:: Interface markup and scripts ::

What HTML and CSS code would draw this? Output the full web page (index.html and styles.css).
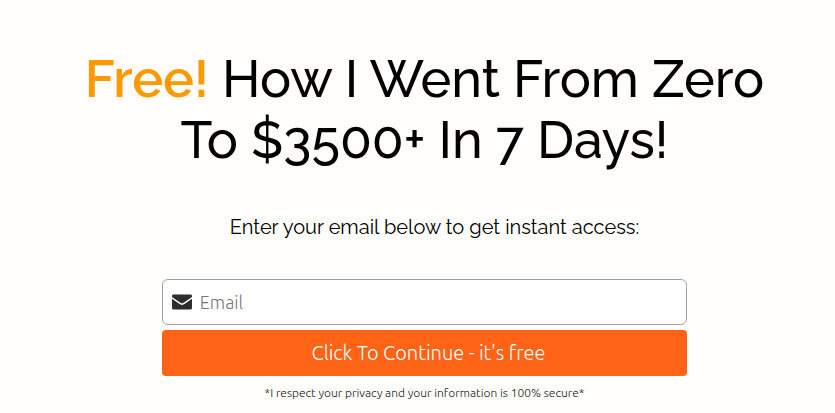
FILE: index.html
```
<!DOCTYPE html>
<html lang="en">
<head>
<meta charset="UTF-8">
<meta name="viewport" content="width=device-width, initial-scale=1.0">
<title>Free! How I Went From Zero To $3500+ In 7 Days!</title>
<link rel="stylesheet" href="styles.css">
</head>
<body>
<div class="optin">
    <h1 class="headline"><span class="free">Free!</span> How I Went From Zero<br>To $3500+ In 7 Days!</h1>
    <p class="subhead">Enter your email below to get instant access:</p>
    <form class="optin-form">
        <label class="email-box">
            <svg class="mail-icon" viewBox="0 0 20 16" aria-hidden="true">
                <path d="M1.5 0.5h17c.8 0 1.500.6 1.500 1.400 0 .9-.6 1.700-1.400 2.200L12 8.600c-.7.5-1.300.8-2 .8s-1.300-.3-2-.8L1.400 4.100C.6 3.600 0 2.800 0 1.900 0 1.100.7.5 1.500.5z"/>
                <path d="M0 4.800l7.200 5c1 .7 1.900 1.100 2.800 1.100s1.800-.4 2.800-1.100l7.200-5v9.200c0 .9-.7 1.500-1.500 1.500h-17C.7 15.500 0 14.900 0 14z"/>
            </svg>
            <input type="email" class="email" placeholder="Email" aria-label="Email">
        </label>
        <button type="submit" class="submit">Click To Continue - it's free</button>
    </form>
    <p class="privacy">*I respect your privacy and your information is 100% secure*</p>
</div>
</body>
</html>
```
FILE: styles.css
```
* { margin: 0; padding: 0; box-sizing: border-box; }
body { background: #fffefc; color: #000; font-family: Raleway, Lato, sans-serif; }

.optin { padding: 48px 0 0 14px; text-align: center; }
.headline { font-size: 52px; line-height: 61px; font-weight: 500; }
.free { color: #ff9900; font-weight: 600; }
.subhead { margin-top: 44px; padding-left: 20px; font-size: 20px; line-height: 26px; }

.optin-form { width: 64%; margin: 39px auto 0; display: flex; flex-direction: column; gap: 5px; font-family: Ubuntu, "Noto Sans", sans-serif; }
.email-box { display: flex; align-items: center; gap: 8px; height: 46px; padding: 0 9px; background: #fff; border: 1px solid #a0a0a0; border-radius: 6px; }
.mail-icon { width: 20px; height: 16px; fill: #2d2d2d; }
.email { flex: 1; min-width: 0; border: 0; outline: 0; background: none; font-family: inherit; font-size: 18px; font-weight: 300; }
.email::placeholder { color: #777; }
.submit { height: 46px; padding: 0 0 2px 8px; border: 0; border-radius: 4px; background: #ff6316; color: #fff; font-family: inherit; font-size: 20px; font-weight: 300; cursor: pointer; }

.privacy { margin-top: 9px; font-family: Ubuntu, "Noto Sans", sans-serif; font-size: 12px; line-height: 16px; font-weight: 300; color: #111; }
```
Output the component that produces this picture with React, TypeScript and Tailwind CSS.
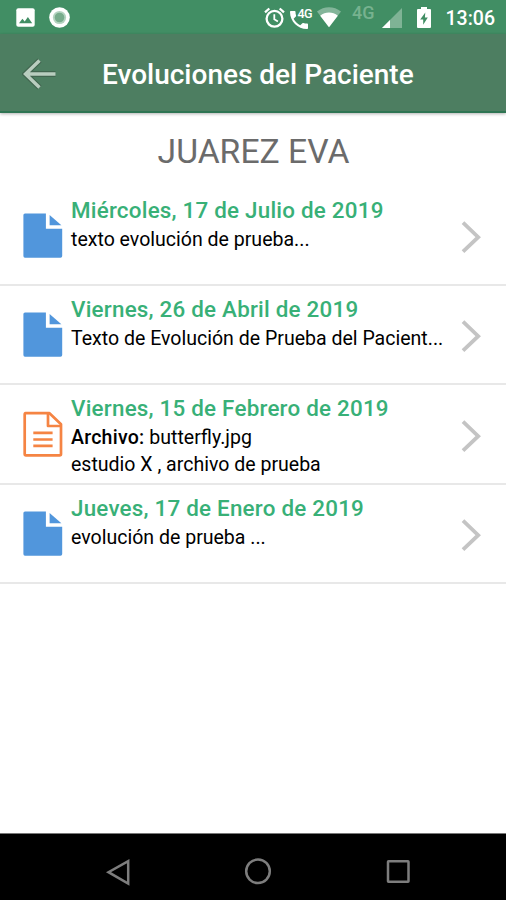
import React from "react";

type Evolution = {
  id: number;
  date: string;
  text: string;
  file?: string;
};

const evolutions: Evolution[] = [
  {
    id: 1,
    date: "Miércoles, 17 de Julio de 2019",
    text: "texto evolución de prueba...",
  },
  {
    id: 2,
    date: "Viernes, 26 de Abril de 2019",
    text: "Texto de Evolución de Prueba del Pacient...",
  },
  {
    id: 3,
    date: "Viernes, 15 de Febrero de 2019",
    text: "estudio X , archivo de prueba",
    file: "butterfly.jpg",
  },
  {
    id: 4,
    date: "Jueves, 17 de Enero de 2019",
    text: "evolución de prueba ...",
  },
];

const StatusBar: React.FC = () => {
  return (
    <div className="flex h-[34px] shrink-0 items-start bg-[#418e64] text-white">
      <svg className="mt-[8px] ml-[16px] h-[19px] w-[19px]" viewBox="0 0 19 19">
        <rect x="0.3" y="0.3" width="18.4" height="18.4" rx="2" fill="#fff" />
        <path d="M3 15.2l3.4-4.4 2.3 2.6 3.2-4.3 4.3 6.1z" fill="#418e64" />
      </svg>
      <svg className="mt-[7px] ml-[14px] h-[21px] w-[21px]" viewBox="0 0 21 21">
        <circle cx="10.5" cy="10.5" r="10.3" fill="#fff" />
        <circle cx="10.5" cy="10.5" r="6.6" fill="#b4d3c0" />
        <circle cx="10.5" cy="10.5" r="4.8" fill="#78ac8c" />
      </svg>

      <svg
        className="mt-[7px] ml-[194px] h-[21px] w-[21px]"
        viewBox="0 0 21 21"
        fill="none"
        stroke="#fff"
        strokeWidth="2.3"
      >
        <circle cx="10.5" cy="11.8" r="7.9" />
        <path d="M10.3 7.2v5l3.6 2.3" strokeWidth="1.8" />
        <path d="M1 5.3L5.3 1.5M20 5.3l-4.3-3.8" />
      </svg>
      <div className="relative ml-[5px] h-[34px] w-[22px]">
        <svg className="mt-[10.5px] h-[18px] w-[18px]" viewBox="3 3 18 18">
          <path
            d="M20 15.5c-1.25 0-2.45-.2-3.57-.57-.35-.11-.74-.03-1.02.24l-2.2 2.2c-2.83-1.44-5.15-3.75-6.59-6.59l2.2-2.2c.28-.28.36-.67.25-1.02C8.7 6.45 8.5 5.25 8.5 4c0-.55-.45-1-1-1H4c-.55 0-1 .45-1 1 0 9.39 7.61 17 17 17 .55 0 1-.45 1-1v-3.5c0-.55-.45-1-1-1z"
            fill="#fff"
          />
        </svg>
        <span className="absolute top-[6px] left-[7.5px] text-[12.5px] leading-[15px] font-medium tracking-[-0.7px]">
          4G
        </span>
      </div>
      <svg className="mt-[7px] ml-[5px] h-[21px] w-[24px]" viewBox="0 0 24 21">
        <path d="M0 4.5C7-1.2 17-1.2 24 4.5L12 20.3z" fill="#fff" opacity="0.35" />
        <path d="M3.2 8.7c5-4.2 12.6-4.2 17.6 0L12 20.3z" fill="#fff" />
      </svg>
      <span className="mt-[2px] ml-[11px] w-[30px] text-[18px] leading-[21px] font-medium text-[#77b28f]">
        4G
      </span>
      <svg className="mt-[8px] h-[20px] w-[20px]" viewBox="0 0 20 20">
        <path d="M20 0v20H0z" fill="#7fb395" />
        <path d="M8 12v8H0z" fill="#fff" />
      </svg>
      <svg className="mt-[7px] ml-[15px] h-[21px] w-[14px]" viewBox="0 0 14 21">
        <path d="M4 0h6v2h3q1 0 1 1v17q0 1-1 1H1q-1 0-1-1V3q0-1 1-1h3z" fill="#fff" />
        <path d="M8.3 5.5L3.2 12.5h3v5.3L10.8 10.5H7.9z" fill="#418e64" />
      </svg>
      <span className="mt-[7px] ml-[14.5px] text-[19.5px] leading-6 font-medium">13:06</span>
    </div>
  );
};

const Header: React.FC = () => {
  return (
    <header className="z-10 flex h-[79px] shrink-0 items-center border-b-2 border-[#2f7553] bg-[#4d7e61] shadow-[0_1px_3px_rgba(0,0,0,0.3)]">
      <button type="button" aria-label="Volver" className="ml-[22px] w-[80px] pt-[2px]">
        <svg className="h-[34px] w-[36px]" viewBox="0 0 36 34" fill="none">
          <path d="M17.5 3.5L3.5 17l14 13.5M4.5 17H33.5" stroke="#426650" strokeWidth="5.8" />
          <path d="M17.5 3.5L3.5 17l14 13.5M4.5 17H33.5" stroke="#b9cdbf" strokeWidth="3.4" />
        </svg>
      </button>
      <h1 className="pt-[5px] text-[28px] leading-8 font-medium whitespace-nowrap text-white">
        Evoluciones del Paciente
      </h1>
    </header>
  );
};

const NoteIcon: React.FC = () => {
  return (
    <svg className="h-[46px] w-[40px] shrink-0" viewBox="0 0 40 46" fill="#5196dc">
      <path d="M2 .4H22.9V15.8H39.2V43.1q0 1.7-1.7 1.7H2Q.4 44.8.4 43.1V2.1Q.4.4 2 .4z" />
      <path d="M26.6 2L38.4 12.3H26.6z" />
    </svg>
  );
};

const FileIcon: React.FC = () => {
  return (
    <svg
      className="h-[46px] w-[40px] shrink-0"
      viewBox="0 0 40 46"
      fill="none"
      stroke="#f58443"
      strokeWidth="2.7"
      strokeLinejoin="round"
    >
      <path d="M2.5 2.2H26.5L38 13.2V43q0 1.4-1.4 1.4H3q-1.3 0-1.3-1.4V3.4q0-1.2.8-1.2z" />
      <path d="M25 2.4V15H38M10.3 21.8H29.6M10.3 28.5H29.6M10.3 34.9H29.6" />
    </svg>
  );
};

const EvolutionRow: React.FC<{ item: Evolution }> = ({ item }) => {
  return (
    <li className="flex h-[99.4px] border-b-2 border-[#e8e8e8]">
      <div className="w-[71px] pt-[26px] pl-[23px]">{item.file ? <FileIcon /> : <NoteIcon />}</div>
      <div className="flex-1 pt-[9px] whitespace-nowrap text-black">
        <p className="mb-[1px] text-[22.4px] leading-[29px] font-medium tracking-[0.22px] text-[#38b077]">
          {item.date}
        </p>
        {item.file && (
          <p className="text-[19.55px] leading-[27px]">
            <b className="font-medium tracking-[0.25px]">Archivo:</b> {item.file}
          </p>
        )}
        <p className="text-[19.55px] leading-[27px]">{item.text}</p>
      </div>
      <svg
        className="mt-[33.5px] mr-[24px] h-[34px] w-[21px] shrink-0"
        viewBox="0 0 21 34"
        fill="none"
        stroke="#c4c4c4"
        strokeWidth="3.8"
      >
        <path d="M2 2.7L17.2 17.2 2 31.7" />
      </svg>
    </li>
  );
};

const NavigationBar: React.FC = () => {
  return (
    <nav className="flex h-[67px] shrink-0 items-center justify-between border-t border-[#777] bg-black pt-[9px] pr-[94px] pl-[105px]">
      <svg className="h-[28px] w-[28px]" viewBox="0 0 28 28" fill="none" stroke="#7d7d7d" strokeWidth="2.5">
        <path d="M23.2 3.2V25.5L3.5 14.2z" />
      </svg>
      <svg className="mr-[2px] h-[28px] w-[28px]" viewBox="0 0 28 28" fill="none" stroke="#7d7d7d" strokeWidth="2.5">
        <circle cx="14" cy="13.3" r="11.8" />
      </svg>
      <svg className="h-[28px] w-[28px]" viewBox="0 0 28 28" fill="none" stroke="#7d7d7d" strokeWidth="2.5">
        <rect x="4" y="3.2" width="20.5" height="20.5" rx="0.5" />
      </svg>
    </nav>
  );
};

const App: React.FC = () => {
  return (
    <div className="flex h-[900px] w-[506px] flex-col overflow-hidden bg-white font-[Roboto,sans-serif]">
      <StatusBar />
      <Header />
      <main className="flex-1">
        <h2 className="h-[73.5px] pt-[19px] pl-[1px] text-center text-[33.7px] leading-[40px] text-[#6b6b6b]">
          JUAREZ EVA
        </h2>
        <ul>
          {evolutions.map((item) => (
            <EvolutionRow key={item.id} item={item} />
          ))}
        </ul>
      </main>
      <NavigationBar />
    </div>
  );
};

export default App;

:: Exercise ::
Say how many lines in the records above hold "Output", and give no other text.

:: The solution ::
2